The new columns have been placed in a column group *Pixel Data:*

###### Building the Model

When you use the *Fit Model* platform with a response variable that has a nominal modelling type JMP automatically selects the logistic personality. In this instance *digit* is the response. For my predictor variables I can use one or more of the *Pixel Data* columns.

I’ll start with a single variable. I’m going to use column 216 – that corresponds to a pixel that i believe should be “on” for a five, and “off” for six. I’ve highlighted the pixel as the red point below:

There are of course counter-examples:

But on the balance of probabilities it looks like a reasonable selection. The logistic model will evaluate that balance of probabilities.

The output from a logistic model can look intimidating – so I am going to focus on just one piece of information – the confusion matrix:

My data table contains 2000 rows – 974 (48.7%) fives and 1026 (51.3%) sixes.

So roughly speaking if I were to make a random guess of the value of a digit I would have a 50:50 chance of being correct.
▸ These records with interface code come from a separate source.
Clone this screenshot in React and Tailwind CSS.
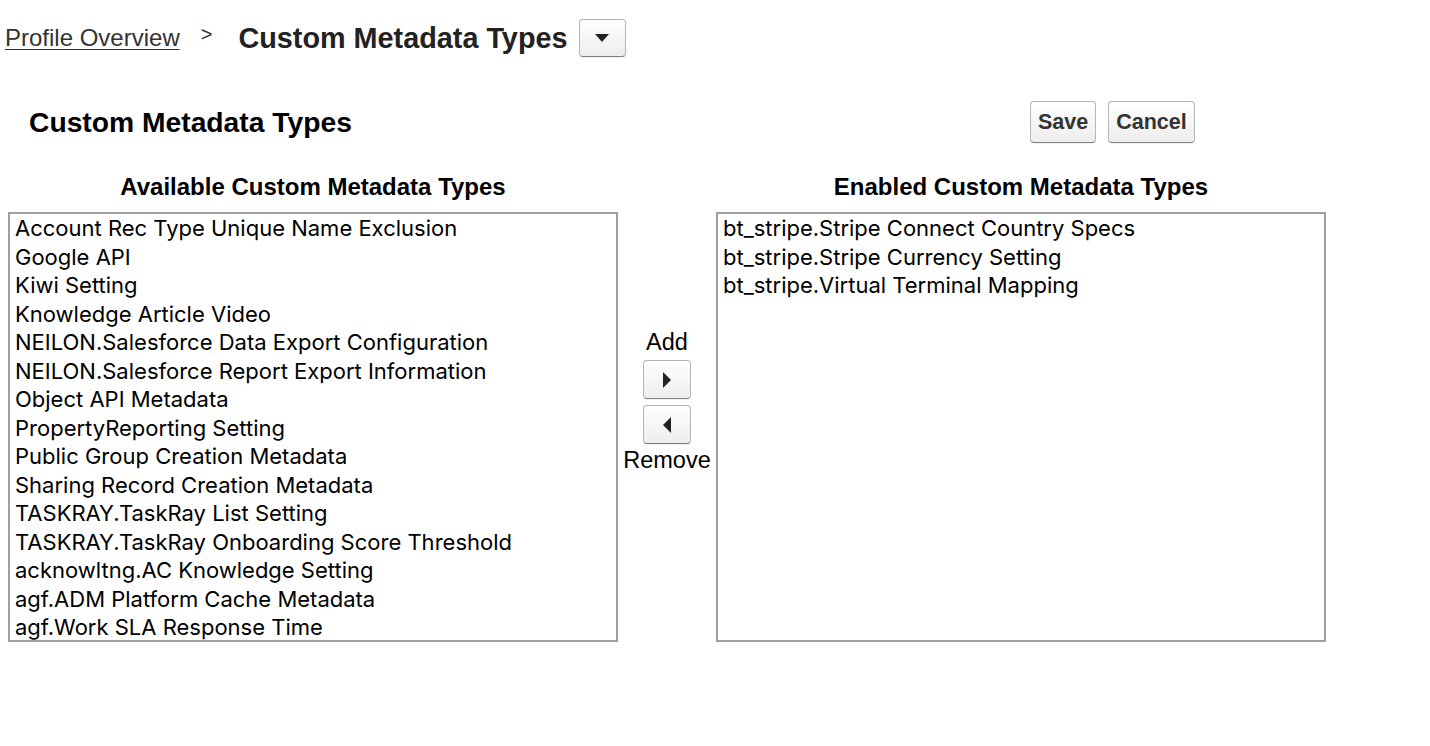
import React from "react";

const available = [
  "Account Rec Type Unique Name Exclusion",
  "Google API",
  "Kiwi Setting",
  "Knowledge Article Video",
  "NEILON.Salesforce Data Export Configuration",
  "NEILON.Salesforce Report Export Information",
  "Object API Metadata",
  "PropertyReporting Setting",
  "Public Group Creation Metadata",
  "Sharing Record Creation Metadata",
  "TASKRAY.TaskRay List Setting",
  "TASKRAY.TaskRay Onboarding Score Threshold",
  "acknowltng.AC Knowledge Setting",
  "agf.ADM Platform Cache Metadata",
  "agf.Work SLA Response Time",
];

const enabled = [
  "bt_stripe.Stripe Connect Country Specs",
  "bt_stripe.Stripe Currency Setting",
  "bt_stripe.Virtual Terminal Mapping",
];

const btn =
  "rounded-[4px] border border-[#b5b5b5] border-b-[#7f7f7f] bg-gradient-to-b from-white to-[#ededed] shadow-[0_1px_0_rgba(0,0,0,0.05)]";

function ListBox({ items }) {
  return (
    <div
      className="h-[430px] w-[610px] overflow-hidden border-2 border-[#a0a0a0] bg-white px-[5px] pt-0"
      style={{ fontFamily: 'Inter, "Liberation Sans", sans-serif' }}
    >
      {items.map((t) => (
        <div key={t} className="h-[28.5px] text-[22px] leading-[28px] text-black whitespace-nowrap">
          {t}
        </div>
      ))}
    </div>
  );
}

export default function App() {
  return (
    <div
      className="min-h-[746px] w-[1430px] bg-white text-black"
      style={{ fontFamily: '"Liberation Sans", Arial, sans-serif' }}
    >
      <div className="flex items-center pl-[5px] pt-[19px]">
        <a className="text-[24px] leading-[38px] text-[#333] underline underline-offset-[3px] decoration-1">
          Profile Overview
        </a>
        <span className="ml-[21px] mt-[-8px] text-[20px] text-[#333]">&gt;</span>
        <span className="ml-[26px] text-[28.8px] font-bold text-[#222] leading-[38px]">Custom Metadata Types</span>
        <button className={`ml-[11px] flex h-[38px] w-[47px] items-center justify-center ${btn}`}>
          <svg width="16" height="10" viewBox="0 0 16 10">
            <path d="M1 1 H15 L8 9 Z" fill="#222" />
          </svg>
        </button>
      </div>

      <div className="mt-[44px] flex items-center">
        <div className="ml-[29px] w-[1001px] text-[28.25px] font-bold leading-[42px]">Custom Metadata Types</div>
        <button className={`h-[42px] w-[66px] text-[21.5px] font-bold text-[#333] ${btn}`}>Save</button>
        <button className={`ml-[12px] h-[42px] w-[87px] text-[21.5px] font-bold text-[#333] ${btn}`}>Cancel</button>
      </div>

      <div className="mt-[29px] ml-[8px] flex">
        <div className="flex flex-col">
          <div className="h-[40px] text-center text-[24px] font-bold leading-[30px]">Available Custom Metadata Types</div>
          <ListBox items={available} />
        </div>
        <div className="flex w-[98px] flex-col items-center pt-[157px]">
          <div className="text-[23.5px] leading-[26px]">Add</div>
          <button className={`mt-[5px] flex h-[39px] w-[48px] items-center justify-center ${btn}`}>
            <svg width="10" height="18" viewBox="0 0 10 18">
              <path d="M1 1 L9 9 L1 17 Z" fill="#222" />
            </svg>
          </button>
          <button className={`mt-[6px] flex h-[39px] w-[48px] items-center justify-center ${btn}`}>
            <svg width="10" height="18" viewBox="0 0 10 18">
              <path d="M9 1 L1 9 L9 17 Z" fill="#222" />
            </svg>
          </button>
          <div className="mt-[3px] text-[23.5px] leading-[26px]">Remove</div>
        </div>
        <div className="flex flex-col">
          <div className="h-[40px] text-center text-[24px] font-bold leading-[30px]">Enabled Custom Metadata Types</div>
          <ListBox items={enabled} />
        </div>
      </div>
    </div>
  );
}
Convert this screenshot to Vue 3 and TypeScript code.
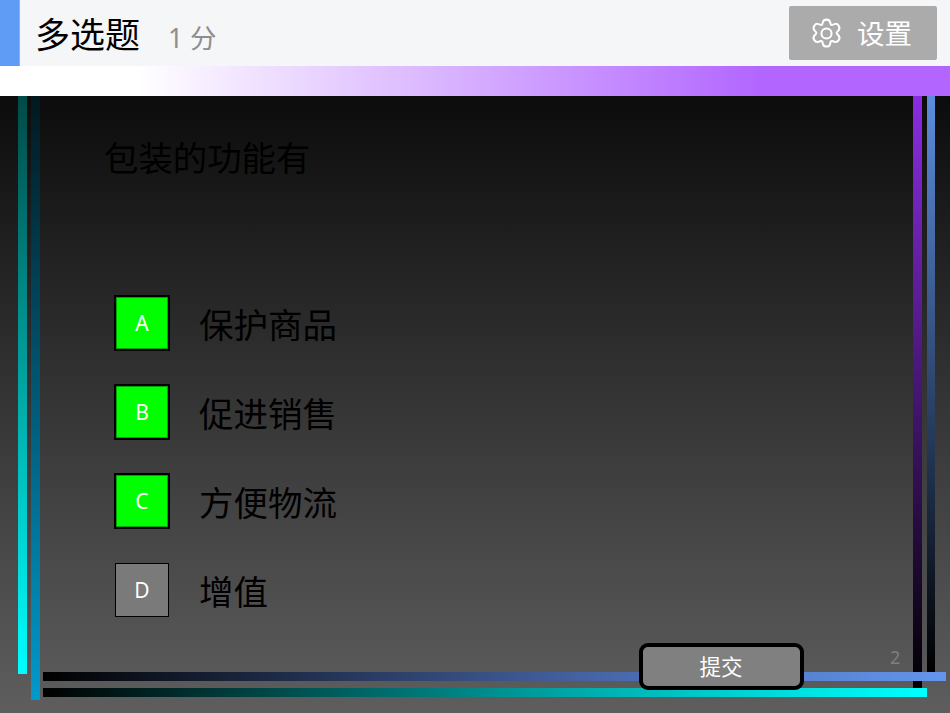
<script setup lang="ts">
interface Option { key: string; text: string; selected: boolean }
const options: Option[] = [
  { key: 'A', text: '保护商品', selected: true },
  { key: 'B', text: '促进销售', selected: true },
  { key: 'C', text: '方便物流', selected: true },
  { key: 'D', text: '增值', selected: false },
]
</script>

<template>
  <div class="page">
    <header class="header">
      <div class="accent"></div>
      <h1 class="title">多选题</h1>
      <span class="score">1 分</span>
      <button class="settings">
        <svg class="gear" viewBox="0 0 24 24" fill="none" stroke="currentColor" stroke-width="1.3" stroke-linecap="round" stroke-linejoin="round">
          <path d="M12 1.600c1.100 0 2 .4 2.300 1.500l.4 1.400c.1.400.6.600 1 .5l1.500-.5c1.100-.4 2.100.1 2.700 1.100.6 1 .7 2.100-.1 3l-1 1.100c-.3.300-.3.800 0 1.100l1 1.100c.8.900.8 2.100.1 3-.6 1-1.600 1.400-2.700 1.100l-1.500-.5c-.4-.1-.9.100-1 .5l-.4 1.500c-.3 1.100-1.200 1.600-2.300 1.600s-2-.5-2.300-1.600l-.4-1.500c-.1-.4-.6-.6-1-.5l-1.500.5c-1.100.3-2.100-.1-2.700-1.100-.7-.9-.7-2.100.1-3l1-1.100c.3-.3.3-.8 0-1.100l-1-1.100c-.8-.9-.7-2-.1-3 .6-1 1.600-1.500 2.700-1.100l1.500.5c.4.100.9-.1 1-.5l.4-1.400c.3-1.100 1.200-1.500 2.300-1.500z" transform="translate(0 1.400)"/>
          <circle cx="12" cy="12" r="3.300"/>
        </svg>
        <span class="settings-text">设置</span>
      </button>
    </header>
    <div class="ribbon"></div>
    <main class="stage">
      <i class="bar left-a"></i>
      <i class="bar left-b"></i>
      <i class="bar right-a"></i>
      <i class="bar right-b"></i>
      <i class="bar bottom-a"></i>
      <i class="bar bottom-b"></i>

      <h2 class="question">包装的功能有</h2>
      <ul class="options">
        <li v-for="o in options" :key="o.key" class="option">
          <span class="slot">
            <span class="letter" :class="{ on: o.selected }">{{ o.key }}</span>
          </span>
          <span class="label">{{ o.text }}</span>
        </li>
      </ul>
      <span class="page-no">2</span>
      <button class="submit">提交</button>
    </main>
  </div>
</template>

<style>
html, body { margin: 0; background: #5e5e5e; }
</style>

<style scoped>
.page {
  width: 950px;
  height: 713px;
  display: flex;
  flex-direction: column;
  overflow: hidden;
  font-family: "Noto Sans", "Noto Sans CJK SC", sans-serif;
}
.header {
  height: 66px;
  flex: none;
  display: flex;
  align-items: center;
  background: #f5f6f8;
}
.accent {
  width: 20px;
  height: 66px;
  background: #5f9cf6;
  border-right: 1px solid #7fb0f8;
  box-sizing: border-box;
}
.title {
  margin: 0 0 0 15px;
  font-size: 35px;
  font-weight: 400;
  line-height: 66px;
  color: #000;
  position: relative;
  top: 2px;
}
.score {
  margin-left: 28px;
  font-size: 26.500px;
  color: #8e8e8e;
  position: relative;
  top: 3px;
}
.settings {
  margin-left: auto;
  margin-right: 13px;
  width: 148px;
  height: 54px;
  border: 0;
  border-radius: 2px;
  background: #ababab;
  color: #fff;
  display: flex;
  align-items: center;
  padding: 0 0 0 19px;
  gap: 12px;
  font: inherit;
  font-size: 27.500px;
}
.settings-text {
  position: relative;
  top: -1px;
}
.gear {
  width: 37px;
  height: 37px;
  flex: none;
}
.ribbon {
  height: 30px;
  flex: none;
  background: linear-gradient(90deg, #fff 0, #fff 14.500%, #b266ff 80%, #b266ff 100%);
}
.stage {
  position: relative;
  flex: 1;
  background: linear-gradient(180deg, #0c0c0c 0%, #5e5e5e 100%);
  padding: 37px 0 0 104px;
  box-sizing: border-box;
}
.question {
  margin: 0;
  font-size: 34.400px;
  font-weight: 400;
  line-height: 50px;
  color: #000;
}
.options {
  list-style: none;
  margin: 112px 0 0;
  padding: 0;
  display: flex;
  flex-direction: column;
  gap: 33px;
}
.option {
  display: flex;
  align-items: center;
  height: 56px;
}
.slot {
  width: 56px;
  height: 56px;
  margin-left: 10px;
  display: flex;
  align-items: center;
  justify-content: center;
}
.letter {
  width: 54px;
  height: 54px;
  box-sizing: border-box;
  border: 1px solid #000;
  background: #7a7a7a;
  color: #fff;
  font-size: 21px;
  display: flex;
  align-items: center;
  justify-content: center;
}
.letter.on {
  width: 56px;
  height: 56px;
  border-width: 2px;
  box-shadow: inset 0 0 0 1px rgba(0, 0, 0, 0.35);
  background: #00ff00;
}
.label {
  margin-left: 29px;
  font-size: 34.500px;
  color: #000;
  line-height: 56px;
  position: relative;
  top: 2px;
}
.bar { position: absolute; display: block; }
.left-a { left: 18px; top: 0; width: 9px; height: 578px; background: linear-gradient(180deg, #024a46 0%, #00ffff 100%); }
.left-b { left: 31px; top: 0; width: 9px; height: 604px; background: linear-gradient(180deg, #02181f 0%, #0099cc 100%); }
.right-a { left: 913px; top: 0; width: 9px; height: 594px; background: linear-gradient(180deg, #8a2be2 0%, #000 100%); }
.right-b { left: 927px; top: 0; width: 8px; height: 576px; background: linear-gradient(180deg, #5c8ddc 0%, #000 100%); }
.bottom-a { left: 43px; top: 576px; width: 903px; height: 9px; background: linear-gradient(90deg, #000 0%, #4766a8 62%, #6495ed 100%); }
.bottom-b { left: 43px; top: 592px; width: 884px; height: 9px; background: linear-gradient(90deg, #000 0%, #00b0b0 63%, #00ffff 100%); }
.page-no {
  position: absolute;
  left: 890px;
  top: 548px;
  font-size: 18px;
  line-height: 26px;
  color: #7f7f7f;
}
.submit {
  position: absolute;
  left: 639px;
  top: 547px;
  width: 165px;
  height: 47px;
  box-sizing: border-box;
  border: 4px solid #000;
  border-radius: 9px;
  background: #808080;
  color: #fff;
  font: inherit;
  font-size: 21.500px;
  padding: 0 1px 3px 0;
}
</style>
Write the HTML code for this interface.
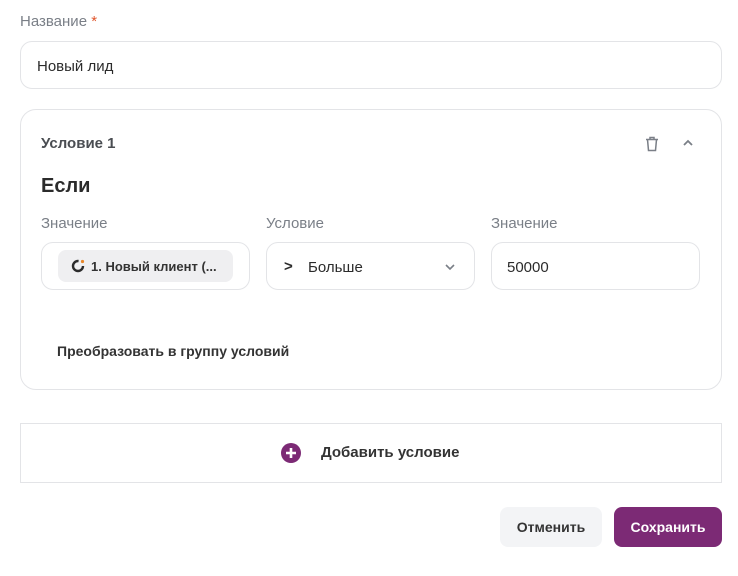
<!DOCTYPE html>
<html><head><meta charset="utf-8"><style>
*{box-sizing:border-box;margin:0;padding:0}
body{width:738px;height:576px;background:#fff;font-family:"Liberation Sans","Noto Sans CJK SC",sans-serif;position:relative;overflow:hidden;color:#2b2b2b}
.a{position:absolute}
.lbl{font-size:15px;color:#7a7f87}
.box{border:1px solid #e3e4e7;border-radius:12px;background:#fff}
</style></head><body>
<div class="a lbl" style="left:20px;top:13px">Название<span style="color:#e0552b"> *</span></div>
<div class="a box" style="left:20px;top:41px;width:702px;height:48px"></div>
<div class="a" style="left:37px;top:58px;font-size:15px">Новый лид</div>

<div class="a" style="left:20px;top:109px;width:702px;height:281px;border:1px solid #e3e4e7;border-radius:16px"></div>
<div class="a" style="left:41px;top:135px;font-size:15px;font-weight:bold;color:#4a4d52">Условие 1</div>
<svg class="a" style="left:645px;top:136px" width="14" height="16" viewBox="0 0 14 16" fill="none" stroke="#7a7f87" stroke-width="1.5"><path d="M1 3.5h12M5 3.5V1.5h4v2M2.5 3.5l1 11h7l1-11"/></svg>
<svg class="a" style="left:682px;top:139px" width="12" height="8" viewBox="0 0 12 8" fill="none" stroke="#7a7f87" stroke-width="1.8"><path d="M2 6l4-4 4 4"/></svg>
<div class="a" style="left:41px;top:175px;font-size:20px;font-weight:bold;color:#2b2b2b">Если</div>
<div class="a lbl" style="left:41px;top:215px">Значение</div>
<div class="a lbl" style="left:266px;top:215px">Условие</div>
<div class="a lbl" style="left:491px;top:215px">Значение</div>
<div class="a box" style="left:41px;top:242px;width:209px;height:48px"></div>
<div class="a" style="left:58px;top:250px;width:175px;height:32px;background:#efeff1;border-radius:8px"></div>
<svg class="a" style="left:71px;top:259px" width="14" height="14" viewBox="0 0 14 14"><circle cx="7" cy="7" r="5" fill="none" stroke="#2b2b2b" stroke-width="2.4" stroke-dasharray="24 8"/><circle cx="11.5" cy="2.5" r="1.6" fill="#e8872b"/></svg>
<div class="a" style="left:91px;top:259px;font-size:13px;font-weight:bold;color:#333">1. Новый клиент (...</div>
<div class="a box" style="left:266px;top:242px;width:209px;height:48px"></div>
<div class="a" style="left:284px;top:258px;font-size:15px;font-weight:bold">&gt;</div>
<div class="a" style="left:308px;top:259px;font-size:15px">Больше</div>
<svg class="a" style="left:444px;top:263px" width="12" height="8" viewBox="0 0 12 8" fill="none" stroke="#7a7f87" stroke-width="1.6"><path d="M2 2l4 4 4-4"/></svg>
<div class="a box" style="left:491px;top:242px;width:209px;height:48px"></div>
<div class="a" style="left:507px;top:259px;font-size:15px">50000</div>
<div class="a" style="left:57px;top:343px;font-size:14px;font-weight:bold;color:#333">Преобразовать в группу условий</div>

<div class="a" style="left:20px;top:423px;width:702px;height:60px;border:1px solid #e3e4e7"></div>
<svg class="a" style="left:281px;top:443px" width="20" height="20" viewBox="0 0 20 20"><circle cx="10" cy="10" r="10" fill="#7c2a75"/><path d="M10 5v10M5 10h10" stroke="#fff" stroke-width="2.6"/></svg>
<div class="a" style="left:321px;top:444px;font-size:15px;font-weight:bold;color:#333">Добавить условие</div>
<div class="a" style="left:500px;top:507px;width:102px;height:40px;background:#f3f4f6;border-radius:8px;font-size:14px;font-weight:bold;line-height:40px;text-align:center;color:#333">Отменить</div>
<div class="a" style="left:614px;top:507px;width:108px;height:40px;background:#7c2a75;border-radius:8px;font-size:14px;font-weight:bold;line-height:40px;text-align:center;color:#fff">Сохранить</div>
</body></html>
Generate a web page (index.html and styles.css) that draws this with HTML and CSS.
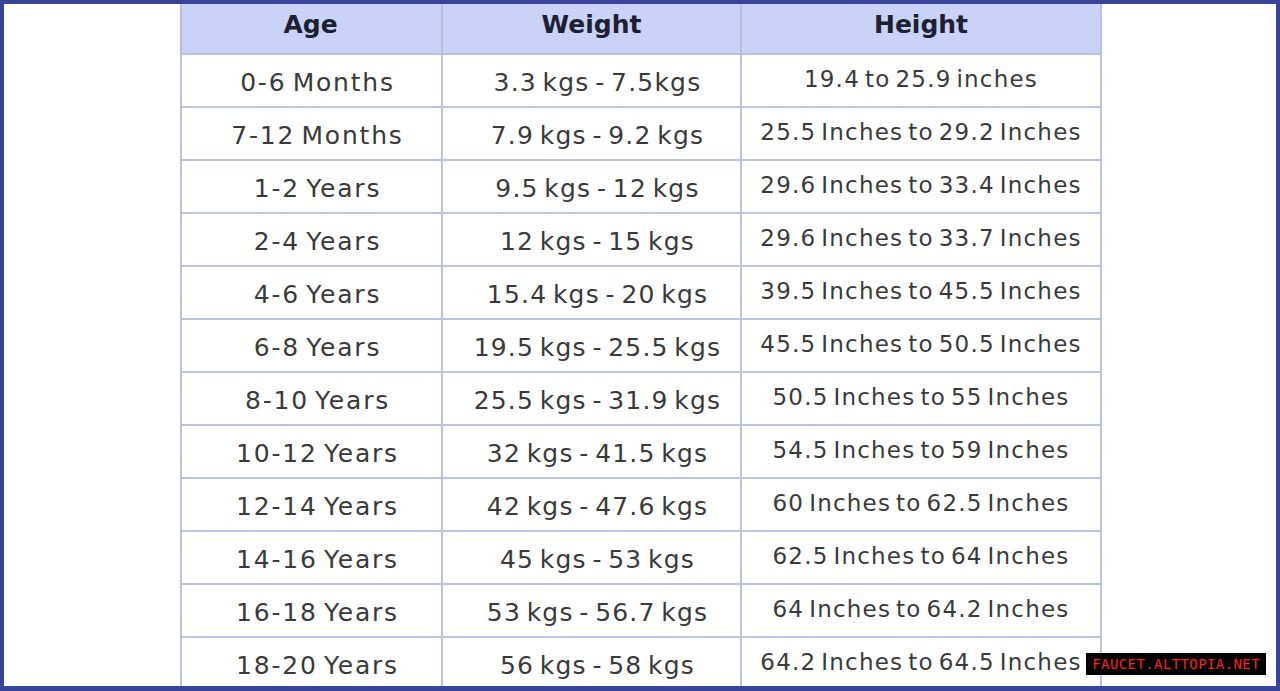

Using the model I would like my chance of success to be “lifted”. So what does the confusion matrix tell me? The model does a fairly good job of classifying the sixes correctly and gives me a better than evens chance of predicting a five.

On balance 502 (119+383) of the 2000 data points were misclassified. This is a misclassification rate of 0.25: a statistic that is reported in the *Fit Details* outline:

Considering that I am only using one pixel, I’m very happy with that. But two questions come to mind:

- Have I made a fair evaluation of the model?
- Could I have chosen a better pixel?

I will look at these questions in turn. They will introduce the idea of partitioning data for the purposes of model tuning and predictive evaluation.

##### Have I Made a Fair Evaluation of the Model?

The short answer is no. This is easier to explain by analogy with a simple linear regression. If I take two data points and fit a line through them then clearly the line will go through those points. I can’t use the “goodness of fit” of those points to evaluate the predictive capability of the model. What I need to do is hold back some of the data so that it is not used in the modelling process. Once I have a model I can use it to predict the values of the data that was unseen during the modelling process. It is usual terminology to refer to the data used for modelling as the *training* dataset and the held-back data as the *test* dataset.

JMP software allows me to designate a column that contains a flag that differentiates between the different datasets. The training dataset is used for modelling, but separate output is produced for both my training and test datasets:

On the left are the results for the training data. This should be similar to what I had before, although I am now only using 1600 rows of the data (80%). The remaining 20% of the rows are my training dataset (ignore the fact the JMP wants to call it a validation dataset!).

Similarly the *Fit Details* outline now summarises the misclassification rates for each dataset:

My test dataset (“validation”) is reporting a misclassification rate of 25% – consistent with the results that I get from the data used to build the model. So I’m happy that that is a fair reflection of the model performance.

As a side-note: this is not a surprise. The rationale of using a test dataset is to protect against overfitting. But this model only contains a single predictor variable. In future posts I’ll be looking at more complex models where I need to protect against overfitting.

##### Could I Have Chosen a Better Pixel?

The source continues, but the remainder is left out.